> SOURCE DATA

□ □ □ □ □

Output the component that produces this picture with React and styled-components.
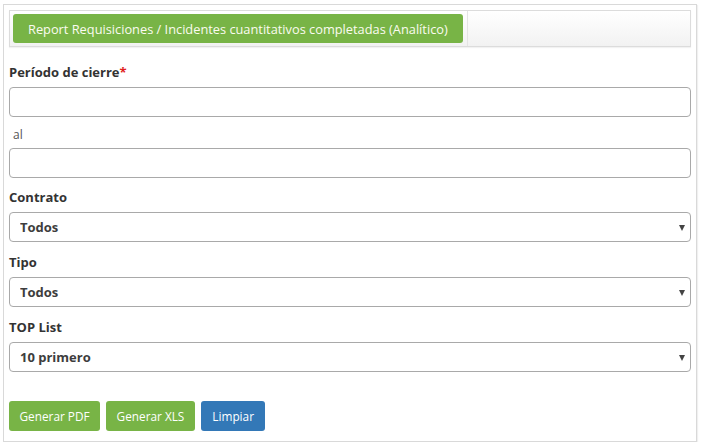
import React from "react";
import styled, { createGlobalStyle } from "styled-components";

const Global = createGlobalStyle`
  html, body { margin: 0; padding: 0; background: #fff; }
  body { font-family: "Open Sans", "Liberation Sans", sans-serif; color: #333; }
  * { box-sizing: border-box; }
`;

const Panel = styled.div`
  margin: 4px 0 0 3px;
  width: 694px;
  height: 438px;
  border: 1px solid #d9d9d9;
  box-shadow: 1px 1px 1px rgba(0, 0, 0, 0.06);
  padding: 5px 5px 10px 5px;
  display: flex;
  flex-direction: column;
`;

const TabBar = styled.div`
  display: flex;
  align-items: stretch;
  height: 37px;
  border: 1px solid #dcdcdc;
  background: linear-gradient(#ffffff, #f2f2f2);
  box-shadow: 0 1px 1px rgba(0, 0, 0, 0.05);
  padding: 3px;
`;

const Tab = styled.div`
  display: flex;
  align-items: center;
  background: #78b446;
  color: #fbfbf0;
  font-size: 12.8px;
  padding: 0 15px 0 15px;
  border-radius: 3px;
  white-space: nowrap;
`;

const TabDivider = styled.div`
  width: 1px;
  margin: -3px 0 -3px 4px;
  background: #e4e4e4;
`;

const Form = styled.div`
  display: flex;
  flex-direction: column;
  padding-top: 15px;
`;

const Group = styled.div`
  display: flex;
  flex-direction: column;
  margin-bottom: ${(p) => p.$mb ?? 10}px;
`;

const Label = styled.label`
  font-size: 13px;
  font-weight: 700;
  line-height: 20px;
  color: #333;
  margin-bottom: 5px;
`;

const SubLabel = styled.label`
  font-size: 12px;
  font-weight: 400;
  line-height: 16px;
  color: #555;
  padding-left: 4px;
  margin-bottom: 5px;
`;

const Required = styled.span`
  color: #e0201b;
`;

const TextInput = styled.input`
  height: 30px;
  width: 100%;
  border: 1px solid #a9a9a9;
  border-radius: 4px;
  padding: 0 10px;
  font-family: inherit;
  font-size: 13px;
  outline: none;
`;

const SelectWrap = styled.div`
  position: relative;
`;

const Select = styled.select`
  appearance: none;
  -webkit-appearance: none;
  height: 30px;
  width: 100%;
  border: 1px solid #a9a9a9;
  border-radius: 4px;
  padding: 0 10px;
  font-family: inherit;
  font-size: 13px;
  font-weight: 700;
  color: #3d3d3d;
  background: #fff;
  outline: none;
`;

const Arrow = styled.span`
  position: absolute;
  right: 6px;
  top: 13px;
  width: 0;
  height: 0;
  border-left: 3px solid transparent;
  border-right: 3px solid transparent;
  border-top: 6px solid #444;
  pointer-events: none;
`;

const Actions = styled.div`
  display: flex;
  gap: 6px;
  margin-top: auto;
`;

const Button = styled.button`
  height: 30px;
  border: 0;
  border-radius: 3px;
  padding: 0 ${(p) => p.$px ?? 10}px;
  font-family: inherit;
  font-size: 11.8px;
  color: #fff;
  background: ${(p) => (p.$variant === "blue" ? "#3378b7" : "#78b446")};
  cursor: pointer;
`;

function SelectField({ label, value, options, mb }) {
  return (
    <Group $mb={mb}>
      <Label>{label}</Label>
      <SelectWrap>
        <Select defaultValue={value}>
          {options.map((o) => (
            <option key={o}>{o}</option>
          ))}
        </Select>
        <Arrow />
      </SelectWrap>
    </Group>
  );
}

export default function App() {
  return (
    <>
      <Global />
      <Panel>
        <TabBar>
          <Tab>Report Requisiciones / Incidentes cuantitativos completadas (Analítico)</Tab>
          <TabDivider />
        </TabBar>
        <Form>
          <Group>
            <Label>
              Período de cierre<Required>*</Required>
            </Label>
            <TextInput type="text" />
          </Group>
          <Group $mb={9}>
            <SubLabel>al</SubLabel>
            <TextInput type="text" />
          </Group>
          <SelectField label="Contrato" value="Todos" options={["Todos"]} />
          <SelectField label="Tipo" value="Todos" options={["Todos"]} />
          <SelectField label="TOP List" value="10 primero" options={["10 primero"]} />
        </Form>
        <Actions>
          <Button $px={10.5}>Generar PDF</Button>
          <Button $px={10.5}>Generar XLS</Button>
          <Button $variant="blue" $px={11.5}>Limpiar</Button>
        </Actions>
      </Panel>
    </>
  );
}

□ □ □ □ □

> WHAT THE TASK ASKS
Determine how many lines of the listing above hold the word "React". Report that number without anything else.

> THE COMPLETED TASK
2